Le Moine : Crime et châtiment
La musique d’un Sanctus qui se dévergonde. Une nonne sanglante qui vient hanter un monastère capucin. Des diablotins qui tourmentent un moine libidineux et meurtrier. Un pacte conclu avec le diable à la lueur d’un bûcher…
De nos jours, de tels tableaux semblent presque anodins dans toute ouvre médiévalo-fantastique qui se respecte. Mais, en 1794, quand Le Moine du Britannique Matthew Gregory Lewis fut publié, c’est la censure qui frappa ce qui alllait devenir l’une des références du roman noir. Puis, au début du XXe siècle, Antonin Artaud se chargea de redonner à la prose de Lewis toute sa puissance occulte, dans une traduction bien personnelle qui fit fureur auprès des surréalistes.
A l’Espace La Veillée, c’est maintenant au tour d’André Perrier et de son Théâtre du Nouvel Ontario de s’inspirer des visions mystiques des sieurs Lewis et Artaud pour nous offrir une transposition théâtrale de ce Moine au passé tourmenté. Tout en donnant à l’ouvre un éclairage original, l’adaptation et la mise en scène de Perrier – conjuguées à un choix discutable du côté de la distribution – ne réussissent que rarement à créer une aura de mystère qui aurait pu envoûter le spectateur.
Dans cette saga qui se déroule dans l’Espagne du Haut Moyen-Age, le moine Ambrosio (Robin Denault) revoit sa vie défiler devant lui, quelques instants avant d’être brûlé pour sorcellerie. Pour évoquer sur scène les méfaits du religieux incestueux et matricide, six bouffons démoniaques – inventés par André Perrier – tourbillonnent autour du bûcher et confrontent le moine impénitent à ses crimes passés et à ses victimes.
Ce procédé ingénieux, qui permet de faire des ellipses dans le temps et de condenser un récit de 400 pages, représente un défi intéressant pour les six comédiens qui incarnent à la fois les diablotins et les proies innocentes d’Ambrosio. Les interprètes rendent crédibles leurs métamorphoses instantanées, même si le passage du joual appuyé des bouffons au français plus noble des victimes provoque des ruptures de ton trop marquées qui finissent par agacer.

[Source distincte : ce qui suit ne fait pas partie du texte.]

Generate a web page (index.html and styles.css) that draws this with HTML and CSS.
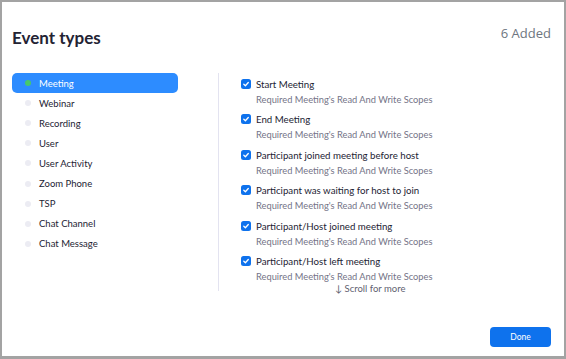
FILE: index.html
```html
<!DOCTYPE html>
<html>
<head>
<meta charset="utf-8">
<link rel="stylesheet" href="styles.css">
</head>
<body>
<div class="dialog">
  <header class="head">
    <h1 class="title">Event types</h1>
    <span class="count">6 Added</span>
  </header>
  <div class="body">
    <ul class="side">
      <li class="side-item active"><span class="dot"></span>Meeting</li>
      <li class="side-item"><span class="dot"></span>Webinar</li>
      <li class="side-item"><span class="dot"></span>Recording</li>
      <li class="side-item"><span class="dot"></span>User</li>
      <li class="side-item"><span class="dot"></span>User Activity</li>
      <li class="side-item"><span class="dot"></span>Zoom Phone</li>
      <li class="side-item"><span class="dot"></span>TSP</li>
      <li class="side-item"><span class="dot"></span>Chat Channel</li>
      <li class="side-item"><span class="dot"></span>Chat Message</li>
    </ul>
    <div class="main">
      <ul class="events">
        <li class="event"><span class="check"><svg viewBox="0 0 10 10"><path d="M2.8 5.2 L4.4 6.7 L7.3 3.5" /></svg></span><div><div class="ev-title">Start Meeting</div><div class="ev-sub">Required Meeting's Read And Write Scopes</div></div></li>
        <li class="event"><span class="check"><svg viewBox="0 0 10 10"><path d="M2.8 5.2 L4.4 6.7 L7.3 3.5" /></svg></span><div><div class="ev-title">End Meeting</div><div class="ev-sub">Required Meeting's Read And Write Scopes</div></div></li>
        <li class="event"><span class="check"><svg viewBox="0 0 10 10"><path d="M2.8 5.2 L4.4 6.7 L7.3 3.5" /></svg></span><div><div class="ev-title">Participant joined meeting before host</div><div class="ev-sub">Required Meeting's Read And Write Scopes</div></div></li>
        <li class="event"><span class="check"><svg viewBox="0 0 10 10"><path d="M2.8 5.2 L4.4 6.7 L7.3 3.5" /></svg></span><div><div class="ev-title">Participant was waiting for host to join</div><div class="ev-sub">Required Meeting's Read And Write Scopes</div></div></li>
        <li class="event"><span class="check"><svg viewBox="0 0 10 10"><path d="M2.8 5.2 L4.4 6.7 L7.3 3.5" /></svg></span><div><div class="ev-title">Participant/Host joined meeting</div><div class="ev-sub">Required Meeting's Read And Write Scopes</div></div></li>
        <li class="event"><span class="check"><svg viewBox="0 0 10 10"><path d="M2.8 5.2 L4.4 6.7 L7.3 3.5" /></svg></span><div><div class="ev-title">Participant/Host left meeting</div><div class="ev-sub">Required Meeting's Read And Write Scopes</div></div></li>
      </ul>
      <div class="more">↓ Scroll for more</div>
    </div>
  </div>
  <footer class="foot">
    <button class="done">Done</button>
  </footer>
</div>
</body>
</html>
```
FILE: styles.css
```css
* { box-sizing: border-box; }
html, body { margin: 0; padding: 0; background: #fff; }
body { font-family: Lato, "Open Sans", sans-serif; color: #232333; }
.dialog {
  width: 566px;
  height: 359px;
  border: 2px solid #a3a3a3;
  border-bottom-width: 3px;
  padding: 0 13px 0 10px;
  display: flex;
  flex-direction: column;
}
.head {
  display: flex;
  justify-content: space-between;
  align-items: flex-start;
  padding-top: 22px;
  height: 71px;
}
.title {
  margin: 2px 0 0;
  font-size: 17px;
  line-height: 24px;
  font-weight: 700;
  color: #232333;
}
.count {
  font-size: 13px;
  line-height: 20px;
  color: #6e7680;
  font-family: "Open Sans", sans-serif;
  margin-top: -1px;
}
.body {
  display: flex;
  height: 218px;
}
.side {
  list-style: none;
  margin: 0;
  padding: 0 40px 0 0;
  width: 207px;
  border-right: 1px solid #e3e3f0;
  height: 218px;
}
.side-item {
  display: flex;
  align-items: center;
  height: 20.1px;
  padding-left: 13px;
  font-size: 9.5px;
  color: #232333;
  border-radius: 5px;
}
.side-item.active {
  background: #2d8cff;
  color: #fff;
}
.dot {
  width: 6px;
  height: 6px;
  border-radius: 50%;
  background: #ececf3;
  margin-right: 8px;
  flex: none;
}
.active .dot { background: #47c86b; }
.main {
  padding-left: 22px;
  padding-top: 3px;
  flex: 1;
}
.events { list-style: none; margin: 0; padding: 0; }
.event {
  display: flex;
  align-items: flex-start;
  height: 35.4px;
}
.check {
  width: 10px;
  height: 10px;
  border-radius: 2.5px;
  background: #0e72ed;
  margin-top: 3px;
  margin-right: 5px;
  flex: none;
  display: flex;
}
.check svg { width: 10px; height: 10px; }
.check path { fill: none; stroke: #fff; stroke-width: 1.3; stroke-linecap: round; stroke-linejoin: round; }
.ev-title { font-size: 9.7px; line-height: 16px; color: #232333; }
.ev-sub { font-size: 9.3px; line-height: 16px; color: #747487; }
.more {
  margin-top: -5px;
  padding-left: 94px;
  font-size: 9.5px;
  line-height: 12px;
  color: #5f5f70;
}
.foot {
  display: flex;
  justify-content: flex-end;
  padding-top: 36px;
}
.done {
  width: 61px;
  height: 20px;
  border: none;
  border-radius: 4px;
  background: #0e72ed;
  color: #fff;
  font-family: Lato, sans-serif;
  font-size: 8.5px;
  padding: 0;
}
```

Par ailleurs, si l’ensemble de la distribution se tire bien d’affaire, Robin Denault manque cruellement de présence dans le rôle pourtant crucial du moine criminel. Jamais on ne croit qu’un religieux aussi peu charismatique puisse bouleverser les corps et les âmes partout sur son passage. Le drame et le surnaturel s’en trouvent neutralisés dans la plupart des scènes où il se manifeste.
Côté scénographie, Richard Lacroix nous réserve une belle trouvaille: une croix suspendue dont les pans s’abaissent pour devenir les grilles d’un cloître ou d’un cachot. Cette évocation symbolique d’une Église de l’Inquisition répressive et aliénante est du plus bel effet.
En définitive, cette soirée passée dans l’univers sacrilège de l’infâme Ambrosio nous laisse partagés entre la déception et l’enchantement. Ainsi montée, cette transposition scénique du Moine prend des allures d’alchimie théâtrale dont la magie n’opère qu’à moitié.